Martin Broughton, the outgoing president of the CBI, has called the government's 50p income tax rate an act of "economic vandalism".

Broughton, also chairman of British Airways, was speaking at last night's CBI annual dinner, where Gordon Brown gave a keynote speech.

He said Labour had used the rise in taxes to divert attention from the UK’s debt mountain, and criticised the government for failing to produce a credible plan for bringing public borrowing under control.

"To try to divert media attention from this failure by tearing up the manifesto commitment to the country’s entrepreneurial class — the major job creators — was nothing short of economic vandalism. What’s more — the tax take is likely to be minimal,” he said.

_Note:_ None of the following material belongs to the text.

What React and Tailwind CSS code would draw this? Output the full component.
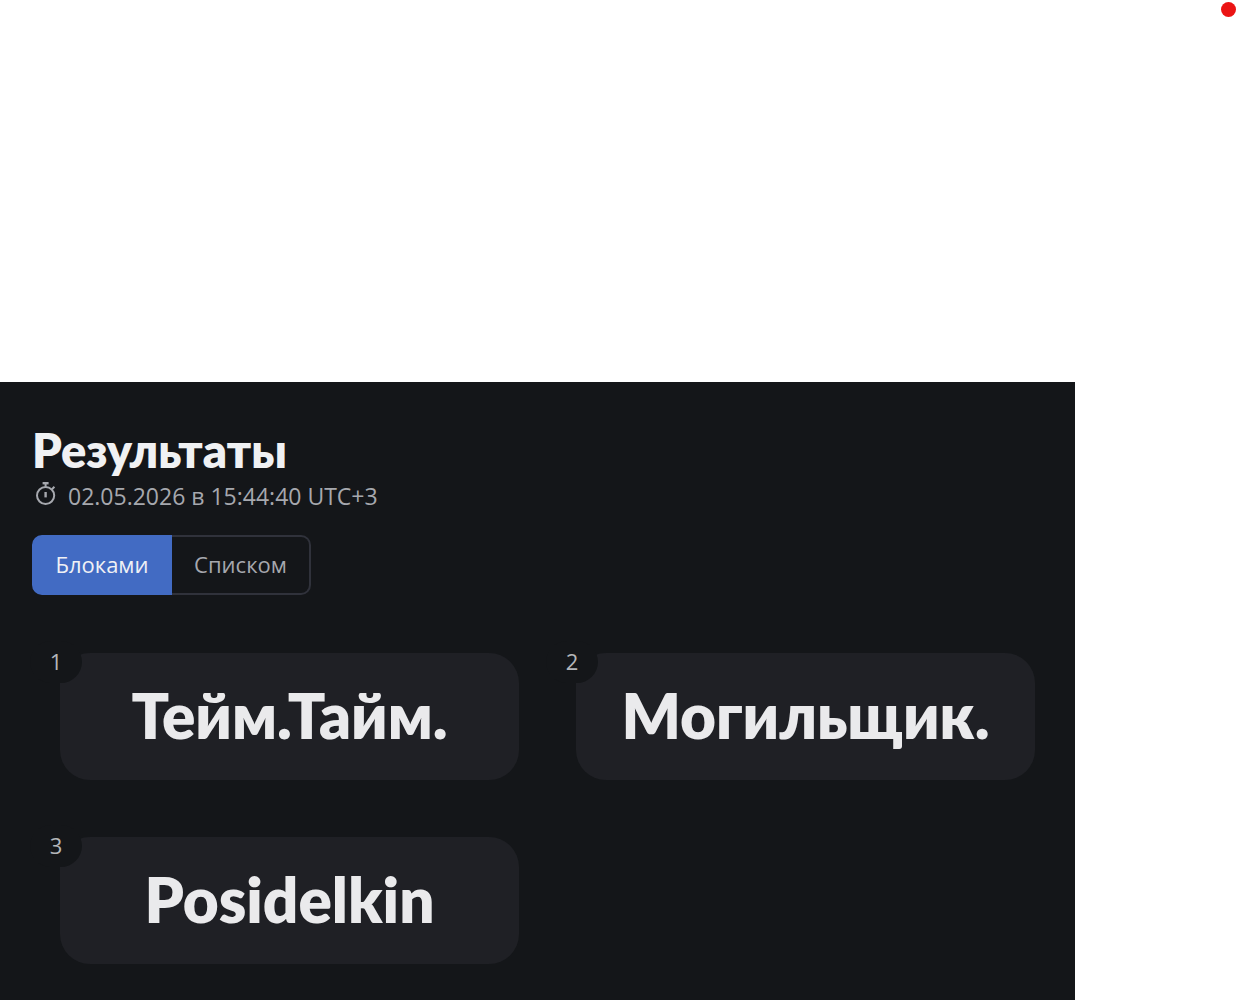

Broughton also called the Treasury's economic forecasting into question. “The use of heroic growth assumptions, together with a timetable extended to 2018, amounted to a serious failure to address the deficit in a way which gives confidence to buyers of our public debt,” he added.

Gordon Brown defended the tax rise by telling CBI members it was a necessary evil to plug a gap in tax revenues: “I do not like doing it as much as you will not like the measure, but I say to you: if we are to restore our public finances, coming through what is a difficult recession where we have had to wipe out billions of pounds as a result of banking failures, where we’ve got a massive loss in tax revenues as a result of the failures in the financial sector as well the loss of revenues in the corporate sector, we have a duty to act.”

Business leaders have warned that the 50p rate, which will apply to earnings of more than £150,000 from next April, will drive wealth creators from the UK.